Your goal: Restate the whole listing word for word. Pictures are left out.

Dataset content:
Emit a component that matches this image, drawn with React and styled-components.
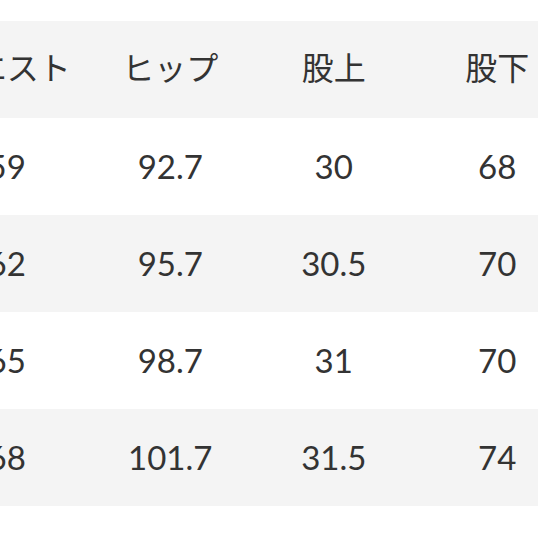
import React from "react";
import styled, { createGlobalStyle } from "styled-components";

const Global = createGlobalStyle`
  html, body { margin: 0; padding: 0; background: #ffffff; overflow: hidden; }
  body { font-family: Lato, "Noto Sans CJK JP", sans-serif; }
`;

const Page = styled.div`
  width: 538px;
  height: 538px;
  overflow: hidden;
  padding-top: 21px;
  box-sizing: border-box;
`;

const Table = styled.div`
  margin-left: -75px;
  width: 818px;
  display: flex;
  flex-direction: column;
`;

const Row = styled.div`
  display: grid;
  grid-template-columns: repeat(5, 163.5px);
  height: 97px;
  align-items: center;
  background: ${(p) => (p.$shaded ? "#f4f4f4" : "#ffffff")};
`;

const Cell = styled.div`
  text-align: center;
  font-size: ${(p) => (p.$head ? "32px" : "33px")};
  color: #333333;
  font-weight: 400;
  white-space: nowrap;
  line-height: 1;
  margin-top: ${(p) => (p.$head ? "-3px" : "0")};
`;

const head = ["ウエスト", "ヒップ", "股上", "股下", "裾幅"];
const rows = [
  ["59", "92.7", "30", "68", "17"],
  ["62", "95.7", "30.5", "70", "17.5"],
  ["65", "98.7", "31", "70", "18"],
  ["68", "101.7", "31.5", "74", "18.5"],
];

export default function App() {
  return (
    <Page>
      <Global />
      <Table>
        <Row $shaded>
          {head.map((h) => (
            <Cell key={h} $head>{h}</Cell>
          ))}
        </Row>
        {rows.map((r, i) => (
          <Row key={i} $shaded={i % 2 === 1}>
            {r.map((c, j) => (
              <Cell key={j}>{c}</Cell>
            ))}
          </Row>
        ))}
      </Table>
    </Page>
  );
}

Solution to this problem:
Emit a component that matches this image, drawn with React and styled-components.
import React from "react";
import styled, { createGlobalStyle } from "styled-components";

const Global = createGlobalStyle`
  html, body { margin: 0; padding: 0; background: #ffffff; overflow: hidden; }
  body { font-family: Lato, "Noto Sans CJK JP", sans-serif; }
`;

const Page = styled.div`
  width: 538px;
  height: 538px;
  overflow: hidden;
  padding-top: 21px;
  box-sizing: border-box;
`;

const Table = styled.div`
  margin-left: -75px;
  width: 818px;
  display: flex;
  flex-direction: column;
`;

const Row = styled.div`
  display: grid;
  grid-template-columns: repeat(5, 163.5px);
  height: 97px;
  align-items: center;
  background: ${(p) => (p.$shaded ? "#f4f4f4" : "#ffffff")};
`;

const Cell = styled.div`
  text-align: center;
  font-size: ${(p) => (p.$head ? "32px" : "33px")};
  color: #333333;
  font-weight: 400;
  white-space: nowrap;
  line-height: 1;
  margin-top: ${(p) => (p.$head ? "-3px" : "0")};
`;

const head = ["ウエスト", "ヒップ", "股上", "股下", "裾幅"];
const rows = [
  ["59", "92.7", "30", "68", "17"],
  ["62", "95.7", "30.5", "70", "17.5"],
  ["65", "98.7", "31", "70", "18"],
  ["68", "101.7", "31.5", "74", "18.5"],
];

export default function App() {
  return (
    <Page>
      <Global />
      <Table>
        <Row $shaded>
          {head.map((h) => (
            <Cell key={h} $head>{h}</Cell>
          ))}
        </Row>
        {rows.map((r, i) => (
          <Row key={i} $shaded={i % 2 === 1}>
            {r.map((c, j) => (
              <Cell key={j}>{c}</Cell>
            ))}
          </Row>
        ))}
      </Table>
    </Page>
  );
}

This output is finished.